Toronto
2 min

‘Fixing’ Cawthra Park

Outsider decides sex is inappropriate

RESPECT. Sex at the AIDS memorial is always a rough topic. Credit: Dan Ogilvie

An audit of Cawthra Square Park targets park sex and other “inappropriate activities.



Nancy Smith, an urban safety consultant commissioned by the city, says Cawthra’s Sep 8 “safety audit” was an off-shoot of the city’s $2-million Community Action Policing initiative – and the message sounds similar.


“The parks department identified a number of parks all over the city that required some intensive cleaning – also some parks where very clear inappropriate activities were taking place,” Smith says.


“Cawthra has been identified by a number of residents in the Church-Wellesley area as having different conflicts.”


Representatives from parks and recreation, operations and maintenance staff, police, residents and users of the park are to be included in the study. It’ll take a month or so to complete a report.

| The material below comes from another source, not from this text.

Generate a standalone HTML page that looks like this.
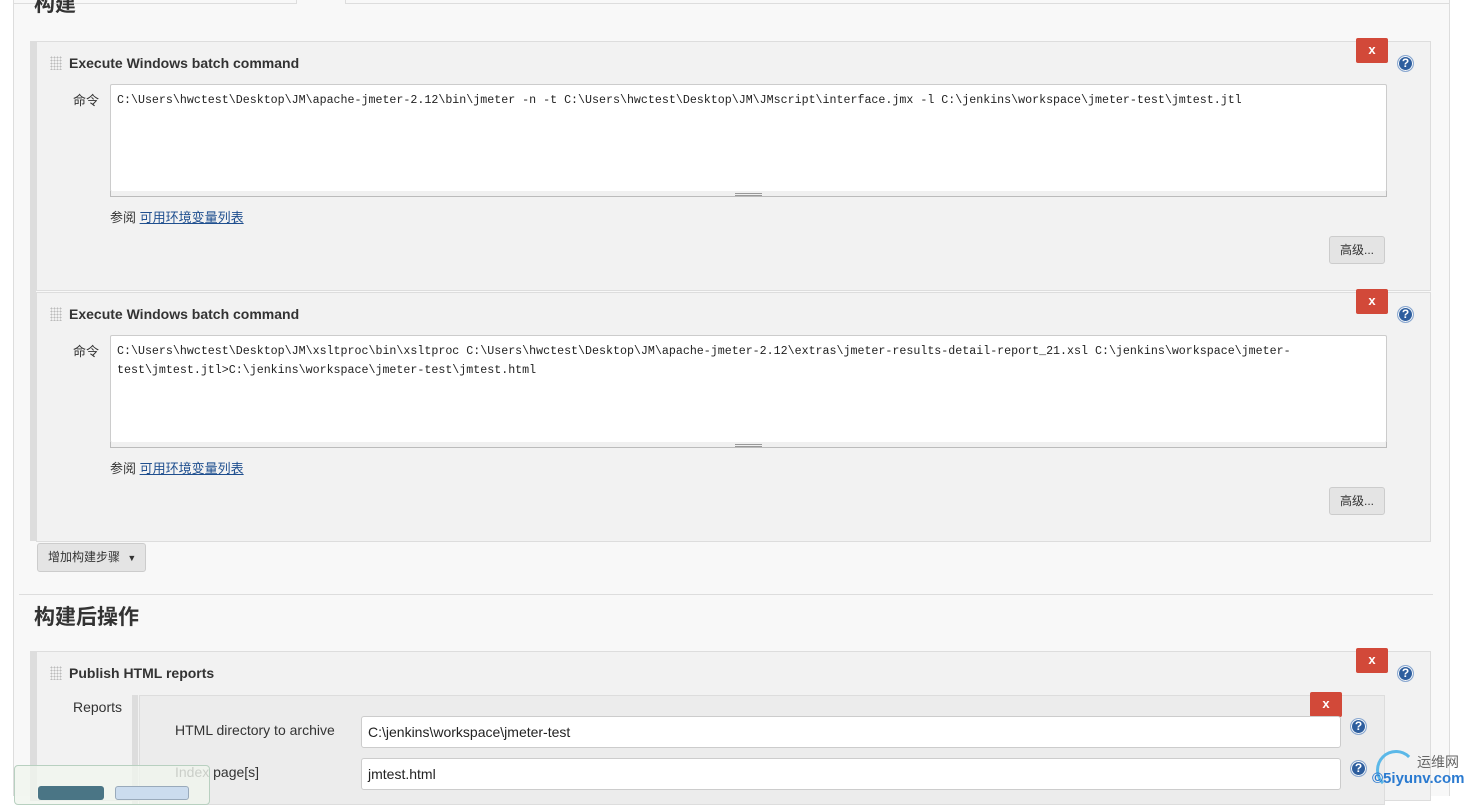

Says Smith: “There are going to be some issues where people say, ‘Look, this activity is going on in the park – people having sex in bushes, people doing drugs.'”


The goal, she says, is to “physically clean it up, and clean it up in terms of having appropriate activity.”



That might mean cutting down trees, shrubbery, and other camouflage.



Notions of installing more spotlights are being bandied about, too.



“It’s a very intense park, the way it’s used,” says Smith.



“We’re going to be looking at the design of the park. Are there places where perhaps the layout needs to be changed in some way? Are there bushes or trees that need to be trimmed or cut back?



“Certain things, like adding lighting is very expensive, so that’s something that might be a little bit down the road, whereas tree-trimming is fairly inexpensive.”



The audit was announced less than two weeks in advance by James Dubro – chair of the Church-Wellesley Neighbourhood Police Advisory Committee. The timing didn’t allow for publicity in Xtra.



Dubro says Smith is commissioned to put together a group to monitor park activities and identify safety concerns.



But he’s not sure that Cawthra’s foliage should be destroyed.



“Fewer green spaces?” asks Dubro, who also serves as media chair for the June 13 Committee. “There’s so few now. I can’t see why they’re doing that.



“I certainly wouldn’t advise anyone to put more lights in.”



Jearld Moldenhauer – who recently discovered that a healthy birch he planted as a memorial for the late James McPhee had been hacked down by a city worker – sees an anti-sex crackdown that goes beyond Cawthra.



Moldenhauer says he recently went cruising in High Park. Two traditional gay spaces are gone.



“Enormous areas of large trees have suddenly disappeared -clear-cut,” Moldenhauer says.



“I don’t think this has anything to do with safety.



“I figure if they won’t tell me that my memorial tree was cut down, they’re certainly not going to honest about anything else.”



Smith, however, is quick to note grumbles from Cawthra-area residents on everything from dog poo to drinking and drugs. She says she will encourage area residents to use the park for more appropriate activities to drive the bad stuff out.



But, she says, “You’re never going to get rid of all the bad stuff.”